Asian Metal: How do you think about the silicon metal market trend after the Spring Festival holiday?

Zhuang: Before the Spring Festival holiday, some silicon metal smelters were under capital pressure and lowered prices a bit to promote sales. After the Spring Festival holiday, the operating rate for Chinese silicon metal smelters will keep at low level for a while and the prices will not change much before April. The future market trend mainly depends on the demand and the production situation of smelters. As for the downstream industries, some Chinese domestic polysilicon plants may resume production if the anti-dumping tax to be applied on imported polysilicon. But where the market will go depends on the situation of global solar market. Chinese silicon metal market will continue to see different difficulties this year. If demand does not pick up, Chinese silicon metal prices are likely to decrease in April or May, when South China enters the rainy season, on the decreasing power price and increasing operating rate.

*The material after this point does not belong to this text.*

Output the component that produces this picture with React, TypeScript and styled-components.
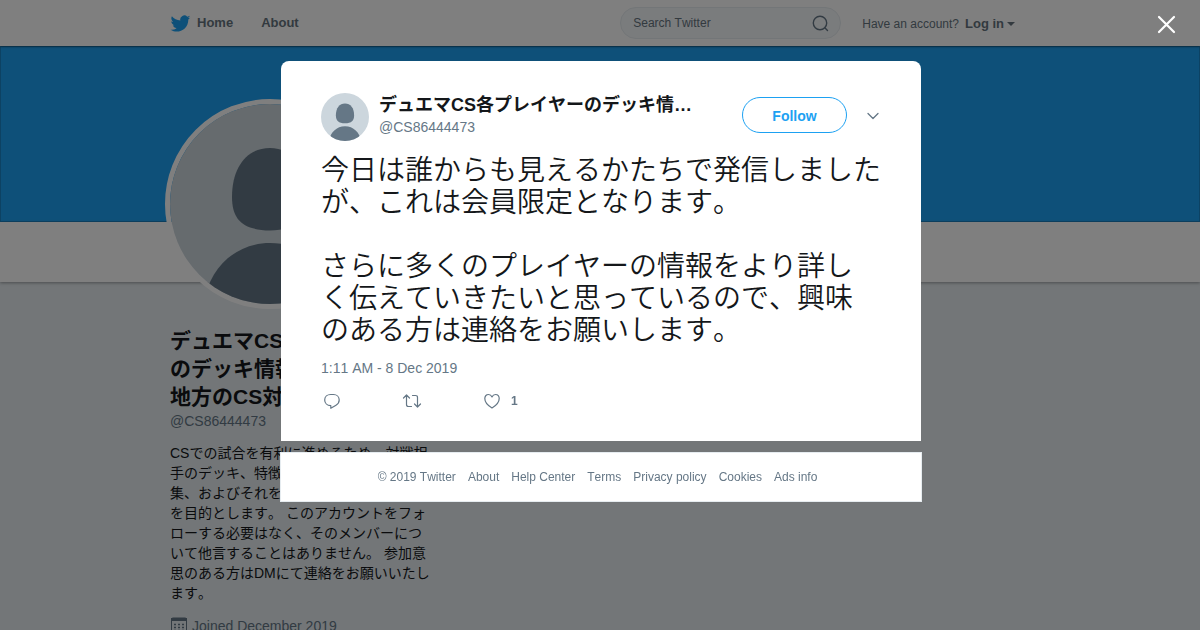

Asian Metal: Asian Metal is going to hold a silicon-related conference, World Silicon Forum 2013 on May 23rd to 25th in Xiamen, Fujian, China. Major Chinese and international silicon market players are going to be in Xiamen at the time and discussed the silicon-related markets. Thanks for the support from your company.

Zhuang: Being conscientious, objective and professional, Asian Metal provides valuable information of the metals market. It is expected that Asian Metal will establish a communicating platform for market participants within or related to silicon industry from all over the world, where producers, traders and consumers of silicon metal across the world will congregate to discuss the development and outlook of the silicon industry. As one of the sponsors, we will try our best to support this forum.
Meanwhile, taking this opportunity, we also welcome old and new friends to visit our Xiamen office.

Asian Metal: Thanks for your support. Wish a bright future of Zhejiang Zhongcheng.